At times, FPD officers use wanteds not merely in spite of a lack of probable cause, but because they lack probable cause. In December 2014, a Ferguson detective investigating a shooting emailed a county prosecutor to see if a warrant for a suspect could be obtained, since “a lot of state agencies won’t act on a wanted.” The prosecutor responded stating that although “[c]hances are” the crime was committed by the suspect, “we just don’t have enough for a warrant right now.” The detective responded that he would enter a wanted.
This right here should land a LOT of people in jail. There is a constitutional requirement for a warrant. Interactions with the justice system rests on probable cause. For a department to officially implement practices that directly contravene the 4th amendment is extremely problematic. Any and every official that wrote up, signed off on, voted for or were otherwise involved with such a policy ought to removed from office AND brought up on Civil Rights violations.

DOJ Ferguson Report

Read it here: http://www.nytimes.com/interactive/2015/03/04/us/ferguson-police-department-report.html And then see if you spot the VERY obviously missing material that is extremely relevant to any report of this type.

Wednesday, March 04, 2015

No Case Against Wilson

Read the report or read every post I made on the subject:

DEPARTMENT OF JUSTICE REPORT REGARDING THE CRIMINAL INVESTIGATION INTO THE SHOOTING DEATH OF MICHAEL BROWN BY FERGUSON, MISSOURI POLICE OFFICER DARREN WILSON

Wilson’s Subsequent Pursuit of Brown and Shots Allegedly Fired as Brown Was Running Away

The evidence does not support concluding that Wilson shot Brown while Brown’s back was toward Wilson. Witnesses, such as Witness 118, Witness 128, Witness 139 and others, who claim to have seen Wilson fire directly into Brown’s back, gave accounts that lack credibility because the physical evidence establishes that there were no entry wounds to Brown’s back, although there was a wound to the anatomical back of Brown’s right arm, and a graze wound to Brown’s right arm. Also, other witnesses who say that Wilson fired at Brown as he ran have given accounts that are not credible because significant aspects of their statements are irreconcilable with the physical evidence, such as Witness 101 and 127, whose statements are suspect for the reasons noted above. Similarly, Witness 124 claims to have seen Wilson following behind Brown while steadily firing at him. However, Witness 124 dramatically changed her accounts of what she saw between the time of her first statement to the SLCPD and second statement to the FBI. She refused to meet with the federal prosecutors to clarify her varying accounts. Also, her account was dramatically different from that of her husband, Witness 115, who was standing next to her during the incident. Witness 115 stated that he thought he saw Wilson fire once at Brown as he was running away, but other aspects of his account lack credibility for the reasons set forth above, i.e. he did not witness significant parts of the shooting and based parts of his account on assumption. Witnesses 128 and 137 initially claimed that Wilson fired at Brown while he was running away, but then acknowledged that they did not see what Wilson and Brown were doing at this point and thus do not know whether Wilson fired at Brown as he was running away. Witnesses 105 and 106 thought they saw Wilson fire at Brown as he was running, but describe seeing Brown hit in the leg and back in a manner that does not match the autopsy findings. Accordingly, there is no credible evidence that establishes that Wilson fired at or struck Brown’s back as Brown fled.

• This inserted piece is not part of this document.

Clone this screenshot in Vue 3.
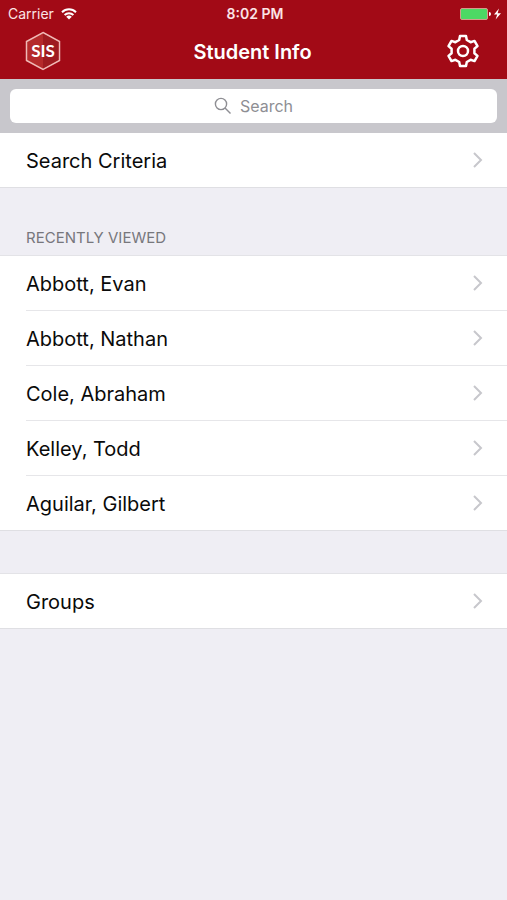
<script setup>
import { ref } from "vue";

const search = ref("");

const groups = ref([
  { id: 1, title: "", rows: ["Search Criteria"] },
  {
    id: 2,
    title: "Recently Viewed",
    rows: [
      "Abbott, Evan",
      "Abbott, Nathan",
      "Cole, Abraham",
      "Kelley, Todd",
      "Aguilar, Gilbert",
    ],
  },
  { id: 3, title: "", rows: ["Groups"] },
]);
</script>

<template>
  <div class="app">
    <header class="header">
      <div class="status">
        <span class="carrier">
          Carrier
          <svg class="wifi" viewBox="0 0 16 12" width="16" height="12">
            <path d="M1 4.2a10 10 0 0 1 14 0M3.6 7a6.3 6.3 0 0 1 8.8 0" />
            <path class="dot" d="M8 11.6L5.2 8.8a4 4 0 0 1 5.6 0z" />
          </svg>
        </span>
        <span class="time">8:02 PM</span>
        <span class="power">
          <svg viewBox="0 0 42 14" width="42" height="14">
            <rect class="battery" x="0.5" y="1.5" width="27" height="11" rx="1.5" />
            <path class="white" d="M29 5a2 2 0 0 1 0 4z" />
            <path class="white" d="M39 1.5L34 7.6h3.2L35.6 12.5 41 6.2h-3.4z" />
          </svg>
        </span>
      </div>

      <div class="nav">
        <a href="#" class="logo" aria-label="Home">
          <svg viewBox="0 0 36 40" width="36" height="40">
            <path class="hex" d="M18 1.5L34.5 10.5V29.5L18 38.5L1.5 29.5V10.5Z" />
            <path class="shade" d="M18 2.5L33.5 11V29L18 37.5Z" />
            <text x="18" y="26" text-anchor="middle">SIS</text>
          </svg>
        </a>
        <h1>Student Info</h1>
        <button type="button" class="settings" aria-label="Settings">
          <svg viewBox="-17 -17 34 34" width="34" height="34">
            <path
              d="M-3-15H3L3.8-11L7.6-8.8L11.5-10.1L14.5-4.9L11.4-2.2V2.2L14.5 4.9L11.5 10.1L7.6 8.8L3.8 11L3 15H-3L-3.8 11L-7.6 8.8L-11.5 10.1L-14.5 4.9L-11.4 2.2V-2.2L-14.5-4.9L-11.5-10.1L-7.6-8.8L-3.8-11Z"
            />
            <circle r="5" />
          </svg>
        </button>
      </div>
    </header>

    <form class="search-bar" @submit.prevent>
      <label class="search-field">
        <svg viewBox="0 0 18 18" width="18" height="18">
          <circle cx="7" cy="7" r="5.6" />
          <path d="M11 11L16.5 16.5" />
        </svg>
        <input
          v-model.trim="search"
          type="text"
          placeholder="Search"
          aria-label="Search"
        />
      </label>
    </form>

    <section v-for="{ id, title, rows } in groups" :key="id" class="group">
      <h2 v-if="title">{{ title }}</h2>
      <ul class="list">
        <li v-for="row in rows" :key="row">
          <a href="#" class="row">
            <span>{{ row }}</span>
            <svg viewBox="0 0 12 18" width="12" height="18">
              <path d="M2 2L9 9L2 16" />
            </svg>
          </a>
        </li>
      </ul>
    </section>
  </div>
</template>

<style>
body {
  background: #efeef4;
}
</style>

<style scoped>
.app {
  font-family: Inter, Roboto, sans-serif;
  color: #0a0a0a;
}

svg {
  display: block;
}

/* header */
.header {
  background: #a20a16;
  color: #fff;
}
.status {
  display: grid;
  grid-template-columns: 1fr auto 1fr;
  align-items: center;
  height: 27px;
  padding: 0 5px 0 8px;
  font-size: 14px;
  color: #fbe4e5;
}
.carrier {
  display: flex;
  align-items: center;
  gap: 7px;
}
.wifi {
  fill: none;
  stroke: #fff;
  stroke-width: 2;
}
.wifi .dot {
  fill: #fff;
  stroke: none;
}
.time {
  font-weight: 600;
}
.power {
  justify-self: end;
}
.battery {
  fill: #4cd964;
  stroke: #d69a8c;
}
.white {
  fill: #fff;
}
.nav {
  display: grid;
  grid-template-columns: 1fr auto 1fr;
  align-items: center;
  height: 52px;
  padding: 0 27px 4px 25px;
  box-sizing: border-box;
}
.hex {
  fill: #b52a2b;
  stroke: #f0b9b6;
  stroke-width: 1.5;
}
.shade {
  fill: #8f1319;
  opacity: 0.6;
}
.logo {
  justify-self: start;
}
.logo text {
  fill: #fff;
  font: 700 17px Lato, sans-serif;
}
h1 {
  margin: 0;
  padding-top: 2px;
  font-size: 20px;
  line-height: 24px;
  font-weight: 600;
}
.settings {
  justify-self: end;
  padding: 0;
  border: 0;
  background: none;
  cursor: pointer;
}
.settings svg {
  fill: none;
  stroke: #fff;
  stroke-width: 2.5;
  stroke-linejoin: round;
}

/* search */
.search-bar {
  padding: 10px;
  background: #c8c7cc;
}
.search-field {
  display: flex;
  align-items: center;
  justify-content: center;
  gap: 8px;
  height: 34px;
  border-radius: 6px;
  background: #fff;
}
.search-field svg {
  fill: none;
  stroke: #8e8e93;
  stroke-width: 1.4;
}
.search-field input {
  field-sizing: content;
  padding: 0;
  border: 0;
  outline: 0;
  background: none;
  font: 16px Inter, Roboto, sans-serif;
  color: inherit;
}
.search-field input::placeholder {
  color: #8e8e93;
}

/* lists */
.group + .group {
  margin-top: 42px;
}
h2 {
  margin: 0;
  padding: 0 26px 9px;
  font-size: 15px;
  line-height: 16px;
  font-weight: 400;
  text-transform: uppercase;
  color: #77777c;
}
.list {
  margin: 0;
  padding: 0;
  list-style: none;
  background: #fff;
  border-bottom: 1px solid #dfdfe3;
}
.group + .group .list {
  border-top: 1px solid #e3e3e7;
}
.list li {
  padding-left: 26px;
}
.row {
  display: flex;
  align-items: center;
  justify-content: space-between;
  height: 54px;
  padding-right: 23px;
  font-size: 20px;
  color: inherit;
  text-decoration: none;
}
.row span {
  padding-top: 2px;
}
li + li .row {
  border-top: 1px solid #e6e6e9;
}
.row svg {
  fill: none;
  stroke: #c7c7cc;
  stroke-width: 2;
}
</style>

Shots Fired After Brown Turned to Face Wilson

The evidence establishes that the shots fired by Wilson after Brown turned around were in self-defense and thus were not objectively unreasonable under the Fourth Amendment. The physical evidence establishes that after he ran about 180 feet away from the SUV, Brown turned and faced Wilson, then moved toward Wilson until Wilson finally shot him in the head and killed him. According to Wilson, Brown balled or clenched his fists and “charged” forward, ignoring commands to stop. Knowing that Brown was much larger than him and that he had previously attempted to overpower him and take his gun, Wilson stated that he feared for his safety and fired at Brown. Again, even Witness 101’s account supports this perception. Brown then reached toward his waistband, causing Wilson to fear that Brown was reaching for a weapon. Wilson stated that he continued to fear for his safety at this point and fired at Brown again. Wilson finally shot Brown in the head as he was falling or lunging forward, after which Brown immediately fell to the ground. Wilson did not fire any additional shots.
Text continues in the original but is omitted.